I did not know what to do so I went to a theatre and watched the new Batman movie. Then I exited into the brilliantly sunny outdoors and became momentarily blinded and disillusioned with the reality that tends to exist in suburban movie theatre parking lots. It is for me the sensation of potential realized, and gone awry. The meaning of our lives is at least partly the result of someone else's marketing scheme. You cannot escape that. That uneasiness you feel from time to time is you not escaping that. You can only ignore it with the same success you ignore the pile of poop in a public place.

Sometimes what you see is based on what you sow and sometimes what you see is a blue strap-on dildo in the empty parking slot next to yours.

How long do you stare at a blue strap-on dildo in a public parking lot? How do you turn off the microfiche reels running in your mind? Where did you get all that info stored on those reels? The Internet, probably. Did you even know about strap-ons before the Internet? You did not. I'm not making any judgments about blue strap-ons, I mean, I think pleasure should be enjoyed. That last phrase is dedicated to the president of the United States. You have my permission to use it in your next speech. But whatever pleasure may have been experienced with the strap-on, and by whom, well, this was not a thing evident by its current positioning. The person who imagines happy times after viewing tangled black nylon straps, with frayed ends, attached to a slick penis-shaped cylinder of blue petroleum by-product, laid forlornly against a suburban asphalt background, is indeed an optimistic person.

I unlocked my hotbox of transport and tried to deal maturely with the apparent malfunctioning of its air-conditioner.
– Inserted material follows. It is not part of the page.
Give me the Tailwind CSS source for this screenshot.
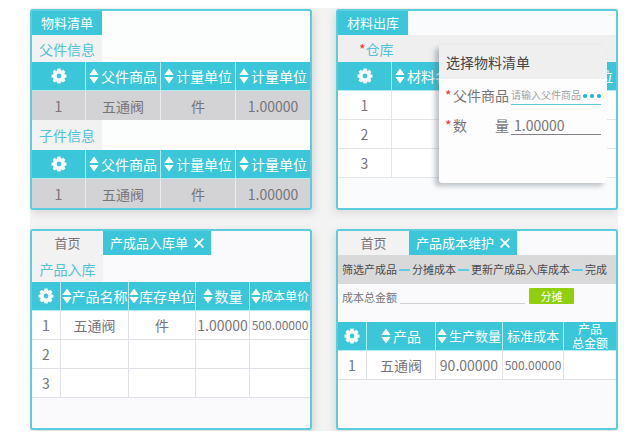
<!DOCTYPE html>
<html lang="zh-CN">
<head>
    <meta charset="UTF-8">
    <meta name="viewport" content="width=device-width, initial-scale=1.0">
    <title>物料管理</title>
    <script src="https://cdn.jsdelivr.net/npm/@tailwindcss/browser@4"></script>
</head>
<body class="bg-white font-['Noto_Sans_CJK_SC',sans-serif] text-sm text-[#77757a]">

<!-- 图标 -->
<svg class="hidden">
    <symbol id="gear" viewBox="0 0 16 16">
        <path fill="currentColor" fill-rule="evenodd" d="M6 2.400 6.400.500h3.200L10 2.400l.8.4 1.600-1.100 2.100 2.200-1.100 1.600.4.900 1.700.3v2.800l-1.700.3-.4.900 1.100 1.600-2.100 2.200-1.600-1.100-.8.4-.4 1.700H6.400L6 13.800l-.8-.4-1.600 1.100-2.100-2.200 1.100-1.600-.4-.9L.500 9.500V6.700l1.700-.3.4-.9-1.100-1.600 2.100-2.200 1.600 1.100zM8 5.600a2.400 2.400 0 1 0 0 4.800 2.400 2.400 0 0 0 0-4.800z"/>
    </symbol>
    <symbol id="sort" viewBox="0 0 10 16">
        <path fill="currentColor" d="M5 .5 9.700 7H.3zM5 15.500.3 9h9.400z"/>
    </symbol>
    <symbol id="close" viewBox="0 0 10 10">
        <path stroke="currentColor" stroke-width="1.800" d="M.6.6l8.800 8.800M9.400.6.600 9.400"/>
    </symbol>
</svg>

<div class="pt-2 pl-[30px] pr-[18px]">
    <main class="grid grid-cols-2 gap-x-6 gap-y-[19px] bg-[#f3f3f4] pt-px pb-px">

        <!-- 物料清单 -->
        <section class="min-h-[201px] rounded-[3px] border-2 border-[#5bcddc] bg-[#fcfdfd] shadow-[2px_3px_8px_#0000001f]">
            <div class="flex h-6">
                <button type="button" class="w-[70px] bg-[#3bc6d9] text-[13px] text-white">物料清单</button>
            </div>
            <h2 class="h-[27px] w-[70px] bg-[#f2f2f3] text-center leading-[29px] text-[#50c3d5]">父件信息</h2>
            <table class="w-full table-fixed border-separate border-spacing-0 text-center whitespace-nowrap [&_td]:h-[29px] [&_td]:border-l [&_td]:border-[#ebebed] [&_td]:bg-[#d3d2d5] [&_td]:p-0 [&_td:first-child]:border-l-0 [&_th]:h-[29px] [&_th]:border-b [&_th]:border-l [&_th]:border-[#b5e8ef] [&_th]:bg-[#3bc6d9] [&_th]:p-0 [&_th]:font-normal [&_th]:text-white [&_th:first-child]:border-l-0">
                <colgroup><col class="w-[53px]"><col class="w-[75px]"><col class="w-[75px]"><col class="w-[75px]"></colgroup>
                <thead>
                    <tr>
                        <th><button type="button" aria-label="设置" class="mx-auto block"><svg class="size-4"><use href="#gear"/></svg></button></th>
                        <th><div class="flex items-center justify-center gap-[2px]"><svg class="h-4 w-[10px] shrink-0"><use href="#sort"/></svg>父件商品</div></th>
                        <th><div class="flex items-center justify-center gap-[2px]"><svg class="h-4 w-[10px] shrink-0"><use href="#sort"/></svg>计量单位</div></th>
                        <th><div class="flex items-center justify-center gap-[2px]"><svg class="h-4 w-[10px] shrink-0"><use href="#sort"/></svg>计量单位</div></th>
                    </tr>
                </thead>
                <tbody>
                    <tr><td>1</td><td>五通阀</td><td>件</td><td>1.00000</td></tr>
                </tbody>
            </table>
            <h2 class="h-[30px] w-[70px] bg-[#f2f2f3] text-center leading-[30px] text-[#50c3d5]">子件信息</h2>
            <table class="w-full table-fixed border-separate border-spacing-0 text-center whitespace-nowrap [&_td]:h-[29px] [&_td]:border-l [&_td]:border-[#ebebed] [&_td]:bg-[#d3d2d5] [&_td]:p-0 [&_td:first-child]:border-l-0 [&_th]:h-[29px] [&_th]:border-b [&_th]:border-l [&_th]:border-[#b5e8ef] [&_th]:bg-[#3bc6d9] [&_th]:p-0 [&_th]:font-normal [&_th]:text-white [&_th:first-child]:border-l-0">
                <colgroup><col class="w-[53px]"><col class="w-[75px]"><col class="w-[75px]"><col class="w-[75px]"></colgroup>
                <thead>
                    <tr>
                        <th><button type="button" aria-label="设置" class="mx-auto block"><svg class="size-4"><use href="#gear"/></svg></button></th>
                        <th><div class="flex items-center justify-center gap-[2px]"><svg class="h-4 w-[10px] shrink-0"><use href="#sort"/></svg>父件商品</div></th>
                        <th><div class="flex items-center justify-center gap-[2px]"><svg class="h-4 w-[10px] shrink-0"><use href="#sort"/></svg>计量单位</div></th>
                        <th><div class="flex items-center justify-center gap-[2px]"><svg class="h-4 w-[10px] shrink-0"><use href="#sort"/></svg>计量单位</div></th>
                    </tr>
                </thead>
                <tbody>
                    <tr><td>1</td><td>五通阀</td><td>件</td><td>1.00000</td></tr>
                </tbody>
            </table>
        </section>

        <!-- 材料出库 -->
        <section class="relative min-h-[201px] rounded-[3px] border-2 border-[#5bcddc] bg-[#fafbfc] shadow-[-2px_3px_8px_#0000001a]">
            <div class="flex h-6">
                <button type="button" class="w-[70px] bg-[#3bc6d9] text-[13px] text-white">材料出库</button>
            </div>
            <h2 class="h-[27px] bg-[#efefef] pl-[21px] leading-[29px] text-[#50c3d5]"><span class="text-red-500">*</span>仓库</h2>
            <table class="w-full table-fixed border-separate border-spacing-0 text-center whitespace-nowrap [&_td]:h-[29px] [&_td]:border-b [&_td]:border-l [&_td]:border-[#e4e4e9] [&_td]:bg-white [&_td]:p-0 [&_td:first-child]:border-l-0 [&_th]:h-[29px] [&_th]:border-b [&_th]:border-l [&_th]:border-[#b5e8ef] [&_th]:bg-[#3bc6d9] [&_th]:p-0 [&_th]:font-normal [&_th]:text-white [&_th:first-child]:border-l-0">
                <colgroup><col class="w-[53px]"><col class="w-[75px]"><col class="w-[75px]"><col class="w-[75px]"></colgroup>
                <thead>
                    <tr>
                        <th><button type="button" aria-label="设置" class="mx-auto block"><svg class="size-4"><use href="#gear"/></svg></button></th>
                        <th><div class="flex items-center justify-center gap-[2px]"><svg class="h-4 w-[10px] shrink-0"><use href="#sort"/></svg>材料名称</div></th>
                        <th></th>
                        <th><div class="flex items-center justify-center gap-[2px]"><svg class="h-4 w-[10px] shrink-0"><use href="#sort"/></svg>计量单位</div></th>
                    </tr>
                </thead>
                <tbody>
                    <tr><td>1</td><td></td><td></td><td></td></tr>
                    <tr><td>2</td><td></td><td></td><td></td></tr>
                    <tr><td>3</td><td></td><td></td><td></td></tr>
                </tbody>
            </table>

            <!-- 选择物料清单弹窗 -->
            <form class="absolute top-[34px] right-[9px] w-[168px] rounded-[3px] bg-[#fdfdfd] pb-12 shadow-[-4px_3px_5px_#5a6a7566]">
                <h3 class="h-[34px] rounded-t-[3px] bg-[#efefef] pl-[7px] leading-[35px] text-[#444]">选择物料清单</h3>
                <div class="flex h-[26px] items-end px-[6px]">
                    <label for="parent" class="flex shrink-0 leading-5"><span class="w-2 text-red-500">*</span>父件商品</label>
                    <div class="ml-[2px] flex h-5 flex-1 items-center border-b border-[#5bcddc] pt-[2px]">
                        <input id="parent" type="text" placeholder="请输入父件商品" class="w-0 flex-1 text-[10px] outline-none placeholder:text-[#a2a2a2]">
                        <button type="button" aria-label="选择" class="flex shrink-0 gap-[3px]">
                            <span class="size-1 rounded-full bg-[#19b4cf]"></span>
                            <span class="size-1 rounded-full bg-[#19b4cf]"></span>
                            <span class="size-1 rounded-full bg-[#19b4cf]"></span>
                        </button>
                    </div>
                </div>
                <div class="flex h-[30px] items-end px-[6px]">
                    <label for="quantity" class="flex w-16 shrink-0 leading-5"><span class="w-2 text-red-500">*</span><span class="flex flex-1 justify-between"><span>数</span><span>量</span></span></label>
                    <input id="quantity" type="text" value="1.00000" class="ml-[2px] h-5 w-0 flex-1 border-b border-[#858085] pl-[3px] outline-none">
                </div>
            </form>
        </section>

        <!-- 产成品入库单 -->
        <section class="min-h-[201px] rounded-[3px] border-2 border-[#5bcddc] bg-[#fafafc] shadow-[2px_3px_8px_#0000001f]">
            <div class="flex h-6 text-[13px]">
                <button type="button" class="w-[71px] bg-[#f2f2f3]">首页</button>
                <div class="flex items-center gap-[6px] bg-[#3bc6d9] px-[7px] text-white">
                    <button type="button">产成品入库单</button>
                    <button type="button" aria-label="关闭"><svg class="size-[10px]"><use href="#close"/></svg></button>
                </div>
            </div>
            <h2 class="h-[27px] w-[71px] bg-[#f2f2f3] text-center leading-[29px] text-[#50c3d5]">产品入库</h2>
            <table class="w-full table-fixed border-separate border-spacing-0 text-center whitespace-nowrap [&_td]:h-[29px] [&_td]:border-b [&_td]:border-l [&_td]:border-[#e0e0e8] [&_td]:bg-white [&_td]:p-0 [&_td:first-child]:border-l-0 [&_th]:h-[29px] [&_th]:border-b [&_th]:border-l [&_th]:border-[#b5e8ef] [&_th]:bg-[#3bc6d9] [&_th]:p-0 [&_th]:font-normal [&_th]:text-white [&_th:first-child]:border-l-0">
                <colgroup><col class="w-[28px]"><col class="w-[68px]"><col class="w-[67px]"><col class="w-[54px]"><col class="w-[61px]"></colgroup>
                <thead>
                    <tr>
                        <th><button type="button" aria-label="设置" class="mx-auto block"><svg class="size-4"><use href="#gear"/></svg></button></th>
                        <th><div class="flex items-center justify-center"><svg class="h-4 w-[10px] shrink-0"><use href="#sort"/></svg>产品名称</div></th>
                        <th><div class="flex items-center justify-center"><svg class="h-4 w-[10px] shrink-0"><use href="#sort"/></svg>库存单位</div></th>
                        <th><div class="flex items-center justify-center gap-[2px]"><svg class="h-4 w-[10px] shrink-0"><use href="#sort"/></svg>数量</div></th>
                        <th><div class="flex items-center justify-center text-xs"><svg class="h-4 w-[10px] shrink-0"><use href="#sort"/></svg>成本单价</div></th>
                    </tr>
                </thead>
                <tbody>
                    <tr><td>1</td><td>五通阀</td><td>件</td><td>1.00000</td><td class="text-xs">500.00000</td></tr>
                    <tr><td>2</td><td></td><td></td><td></td><td></td></tr>
                    <tr><td>3</td><td></td><td></td><td></td><td></td></tr>
                </tbody>
            </table>
        </section>

        <!-- 产品成本维护 -->
        <section class="min-h-[201px] rounded-[3px] border-2 border-[#5bcddc] bg-[#fafafc] shadow-[-2px_3px_8px_#0000001a]">
            <div class="flex h-6 text-[13px]">
                <button type="button" class="w-[71px] bg-[#f2f2f3]">首页</button>
                <div class="flex items-center gap-[6px] bg-[#3bc6d9] px-[7px] text-white">
                    <button type="button">产品成本维护</button>
                    <button type="button" aria-label="关闭"><svg class="size-[10px]"><use href="#close"/></svg></button>
                </div>
            </div>
            <ol class="flex h-[29px] items-center gap-[2px] bg-[#dad9da] pl-1 text-[11px] whitespace-nowrap text-[#4a4a4a]">
                <li>筛选产成品</li>
                <li class="h-[2px] w-[11px] bg-[#5bcddc]"></li>
                <li>分摊成本</li>
                <li class="h-[2px] w-[11px] bg-[#5bcddc]"></li>
                <li>更新产成品入库成本</li>
                <li class="h-[2px] w-[11px] bg-[#5bcddc]"></li>
                <li>完成</li>
            </ol>
            <form class="flex h-[38px] items-start pt-1 pr-[42px] pl-1 text-[11px]">
                <label for="total" class="shrink-0 leading-[18px]">成本总金额</label>
                <input id="total" type="text" class="ml-[3px] h-4 w-0 flex-1 border-b border-[#cfcfd2] outline-none">
                <button type="button" class="ml-1 h-4 w-[45px] rounded-[1px] bg-[#90cf0c] leading-4 text-white">分摊</button>
            </form>
            <table class="w-full table-fixed border-separate border-spacing-0 text-center whitespace-nowrap [&_td]:h-[29px] [&_td]:border-b [&_td]:border-l [&_td]:border-[#e0e0e8] [&_td]:bg-white [&_td]:p-0 [&_td:first-child]:border-l-0 [&_th]:h-[29px] [&_th]:border-b [&_th]:border-l [&_th]:border-[#b5e8ef] [&_th]:bg-[#3bc6d9] [&_th]:p-0 [&_th]:font-normal [&_th]:text-white [&_th:first-child]:border-l-0">
                <colgroup><col class="w-[28px]"><col class="w-[69px]"><col class="w-[67px]"><col class="w-[61px]"><col class="w-[53px]"></colgroup>
                <thead>
                    <tr>
                        <th><button type="button" aria-label="设置" class="mx-auto block"><svg class="size-4"><use href="#gear"/></svg></button></th>
                        <th><div class="flex items-center justify-center gap-[2px]"><svg class="h-4 w-[10px] shrink-0"><use href="#sort"/></svg>产品</div></th>
                        <th><div class="flex items-center justify-center gap-[2px] text-[13px]"><svg class="h-4 w-[10px] shrink-0"><use href="#sort"/></svg>生产数量</div></th>
                        <th class="text-[13px]">标准成本</th>
                        <th class="text-xs leading-[14px]">产品<br>总金额</th>
                    </tr>
                </thead>
                <tbody>
                    <tr><td>1</td><td>五通阀</td><td>90.00000</td><td class="text-xs">500.00000</td><td></td></tr>
                </tbody>
            </table>
        </section>
    </main>
</div>

</body>
</html>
I wasn't really hungry but I thought a margarita and nachos would be ok so in the next town (whose name means "overcrowded living space," or, a place where rabbits burrow) I stopped at one of the several mex places I frequent but which don't inspire me yet do make me feel like I could be inspired if I just tried harder. That the mexican place should try harder to inspire is evidently out of the question. The nachos were only average and the margarita was large and I might have been better off sprawled on cardboard behind a dumpster with a pint of rotgut and sweaty, not quite puttrefied, dumpster fare. I'm a little uppity about my mexican food.

Just talking about sub-standard nachos made me crazy so I have paused to make a whole cookie sheet portion. I grew up in Texas making nachos on chalupa shells but its hard to find chalupa shells on the east coast (I could not find them in New Orleans, either) so I buy taco shells and snap them in two. With a fork and only a fork spread on a quantity of refried beans, lay on top the amount of jalapeno pepper you can handle, then a slice of cheese (NY Sharp) approximately one quarter inch thick, seven/eighths inches wide by two and five/eighths inches long. Cook on middle rack at 400 until cheese bubbles but before shells darken. Bon Appetit.

Like on this day I've got to come up with good things about eating alone I say the good thing about eating alone is that you can get around insulting your date by not hanging on her every word and instead stare at people while they eat. The only people who stare back are children because children aren't taught inscrutability until well into the game and even then in most cases it is just a result of curiosity being beat out of them by strict parents or the even stricter punishments of life experience. Let me here add that staring at people while they eat is disheartening and makes you wish for the company of someone to ignore. I blame this obvious lack of compassion for fellow human beings on my part, dates and otherwise, on sub-standard mexican food.

This boy about 11 was being told by his mother that he was playing football this year even if he sat the bench. There was a long pause while the boy--I had made enough casual eye contact with him for him to know that I was hanging on every word (I wished I had brought my Vietnamese beer date)--contemplated this dictate and finally he said, maybe I won't ride the bench. His father stared into the bowl of chips and grunted and his mother no-commented and his newborn baby sister sat simply in her bassinet exemplifying her exceptional coloring. The boy repeatedly called out--Dad, hey dad, dad? throughout the meal, and each time the father would stare into the chips because he was really tired. The boy was happy for this dad and would glance at me after each time he called to his dad in that way that people do when they are a bit of an exhibitionist, or just temporarily very self-conscious, because he wanted me know that this was his dad and he was happy about it. In this case apparently fatherhood carried no more responsibility of quality than did the chef of the mexican restaurant. But the restaurant is always crowded.